To the poor of urban America, those people whose skin color so often dictates the outcome, the ones whose history is so tangled in systemic violence and hate: What is it like to be you?
To the indigenous of the world, those who were here first, the ones who know the land like a second skin and honor it as such. The ones who have been stolen from again, and again, and who bear the scars of persistent colonialism: What is it like to be you?
To the immigrants, the refugees, the “illegal aliens”, the people who have come to a new land searching for a better life, the ones who have to prove themselves over and over again, the ones who are sent back or stopped at the border: What is it like to be you?
To those in law enforcement, the soldiers, the security guards, those who are tasked with keeping other people safe, the ones who have seen what fear can drive someone to do. The ones who are doing their jobs: What is it like to be you?
To the GLBTQ, the unorthodox, the “alternative”, the people who make their own path or were born into a path that some deem wrong.
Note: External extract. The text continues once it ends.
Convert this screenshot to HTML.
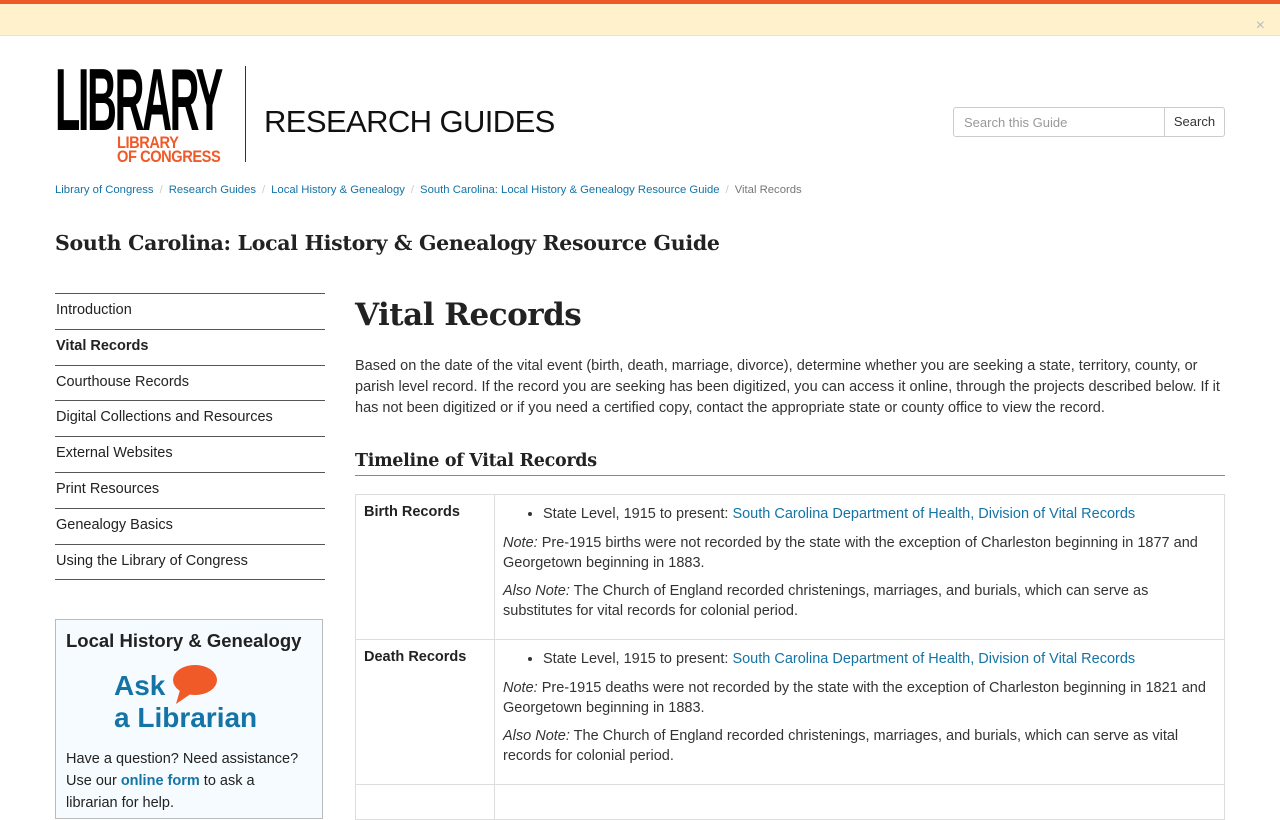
<!DOCTYPE html>
<html><head><meta charset="utf-8"><style>
*{box-sizing:border-box}
body{margin:0;width:1280px;height:800px;overflow:hidden;background:#fff;font-family:"Liberation Sans",sans-serif;color:#222;}
a{color:#1474a6;text-decoration:none}
.topbar{height:4px;background:#f05a28}
.banner{height:32px;background:#fff1cc;border-bottom:1px solid #f3e2a8;position:relative}
.banner span{position:absolute;right:15px;top:14px;color:#bbb;font-size:16px;line-height:16px}
.logo{position:absolute;left:55px;top:66px}
.lib{font-family:"Liberation Sans",sans-serif;font-weight:bold;font-size:88px;line-height:68px;letter-spacing:-5px;transform:scaleX(.47);transform-origin:0 0;color:#000;width:340px;height:68px;white-space:nowrap}
.loc{position:absolute;left:62px;top:70px;color:#f05a28;font-weight:bold;font-size:17px;line-height:14px;letter-spacing:-.5px;transform:scaleX(.86);transform-origin:0 0;white-space:nowrap}
.vline{position:absolute;left:245px;top:66px;width:1px;height:96px;background:#333}
.rg{position:absolute;left:264px;top:104px;font-size:31px;color:#111;letter-spacing:-.6px;font-weight:normal;white-space:nowrap}
.search{position:absolute;left:953px;top:107px;width:272px;height:30px;border:1px solid #ccc;border-radius:3px;font-size:13px}
.search .in{position:absolute;left:10px;top:7px;color:#999}
.search .bt{position:absolute;right:0;top:0;width:60px;height:28px;border-left:1px solid #ccc;text-align:center;line-height:28px;color:#333}
.bc{position:absolute;left:55px;top:184px;font-size:11.3px;color:#777;white-space:nowrap}
.bc a{color:#1474a6}.bc i{font-style:normal;color:#ccc;margin:0 6px}
h1.g{position:absolute;left:55px;top:231px;margin:0;font-family:"DejaVu Serif",serif;font-size:20.5px;font-weight:bold;color:#222;letter-spacing:-.3px;white-space:nowrap}
.nav{position:absolute;left:55px;top:293px;width:270px;border-top:1px solid #555}
.nav div{height:35.8px;border-bottom:1px solid #555;padding-left:1px;line-height:33px;font-size:14.5px;color:#222}
.box{position:absolute;left:55px;top:619px;width:268px;height:200px;border:1px solid #bbb;background:#f5fbfe;padding:10px 10px}
.box h3{margin:0;font-size:18.5px;font-weight:bold;color:#222}
.ask{position:absolute;left:58px;top:50px;color:#1474a6;font-weight:bold;font-size:28px;line-height:32px}
.box p{position:absolute;left:10px;top:128px;margin:0;font-size:14.5px;line-height:22px;width:240px}
.main{position:absolute;left:355px;top:290px;width:870px}
.main h1{margin:0;font-family:"DejaVu Serif",serif;font-size:31px;font-weight:bold;color:#222;line-height:50px;letter-spacing:-.5px}
.main p.i{margin:16px 0 0;font-size:14.5px;line-height:21px;color:#333}
.main h2{margin:32px 0 0;font-family:"DejaVu Serif",serif;font-size:17.5px;font-weight:bold;color:#222;padding-bottom:4px;border-bottom:1px solid #888;letter-spacing:-.3px}
table{border-collapse:collapse;margin-top:18px;width:870px;font-size:14.5px;color:#333}
td{border:1px solid #ddd;vertical-align:top;padding:9px 8px}
td.h{width:139px;font-weight:bold;color:#222}
td ul{margin:0;padding-left:40px;line-height:21px}
td p{margin:8px 0 0;line-height:20px}
</style></head><body>
<div class="topbar"></div>
<div class="banner"><span>×</span></div>
<div class="logo"><div class="lib">LIBRARY</div><div class="loc">LIBRARY<br>OF CONGRESS</div></div>
<div class="vline"></div>
<div class="rg">RESEARCH GUIDES</div>
<div class="search"><span class="in">Search this Guide</span><span class="bt">Search</span></div>
<div class="bc"><a>Library of Congress</a><i>/</i><a>Research Guides</a><i>/</i><a>Local History &amp; Genealogy</a><i>/</i><a>South Carolina: Local History &amp; Genealogy Resource Guide</a><i>/</i>Vital Records</div>
<h1 class="g">South Carolina: Local History &amp; Genealogy Resource Guide</h1>
<div class="nav"><div>Introduction</div><div style="font-weight:bold">Vital Records</div><div>Courthouse Records</div><div>Digital Collections and Resources</div><div>External Websites</div><div>Print Resources</div><div>Genealogy Basics</div><div>Using the Library of Congress</div></div>
<div class="box"><h3>Local History &amp; Genealogy</h3>
<div class="ask">Ask<br>a Librarian</div>
<svg style="position:absolute;left:116px;top:44px" width="46" height="42" viewBox="0 0 46 42"><ellipse cx="23" cy="16" rx="22" ry="15" fill="#f05a28"/><path d="M8 26 L4 40 L20 29 Z" fill="#f05a28"/></svg>
<p>Have a question? Need assistance? Use our <a style="font-weight:bold">online form</a> to ask a librarian for help.</p></div>
<div class="main">
<h1>Vital Records</h1>
<p class="i">Based on the date of the vital event (birth, death, marriage, divorce), determine whether you are seeking a state, territory, county, or parish level record. If the record you are seeking has been digitized, you can access it online, through the projects described below. If it has not been digitized or if you need a certified copy, contact the appropriate state or county office to view the record.</p>
<h2>Timeline of Vital Records</h2>
<table>
<tr><td class="h">Birth Records</td><td><ul><li>State Level, 1915 to present: <a>South Carolina Department of Health, Division of Vital Records</a></li></ul><p><i>Note:</i> Pre-1915 births were not recorded by the state with the exception of Charleston beginning in 1877 and Georgetown beginning in 1883.</p><p style="margin-bottom:9px"><i>Also Note:</i> The Church of England recorded christenings, marriages, and burials, which can serve as substitutes for vital records for colonial period.</p></td></tr>
<tr><td class="h">Death Records</td><td><ul><li>State Level, 1915 to present: <a>South Carolina Department of Health, Division of Vital Records</a></li></ul><p><i>Note:</i> Pre-1915 deaths were not recorded by the state with the exception of Charleston beginning in 1821 and Georgetown beginning in 1883.</p><p style="margin-bottom:9px"><i>Also Note:</i> The Church of England recorded christenings, marriages, and burials, which can serve as vital records for colonial period.</p></td></tr>
<tr><td class="h">&nbsp;</td><td>&nbsp;</td></tr>
</table>
</div>
</body></html>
The ones who are strong enough to be themselves: What is it like to be you?
To the middle class of the world, the people who are stuck in between having too much and feeling like it’s never quite enough to breathe easy: What is it like to be you?
To the elite, the 1%, the people who call the shots and impact so many lives, whether with the click of a computer mouse that moves virtual dollars or a politician’s signature on a bill to purchase something that is beyond monetary value: What is it like to be you?
To the myriad groups and individuals and perspectives and lenses that make this world such strange and terrible and beautiful place:
What is it like to be you?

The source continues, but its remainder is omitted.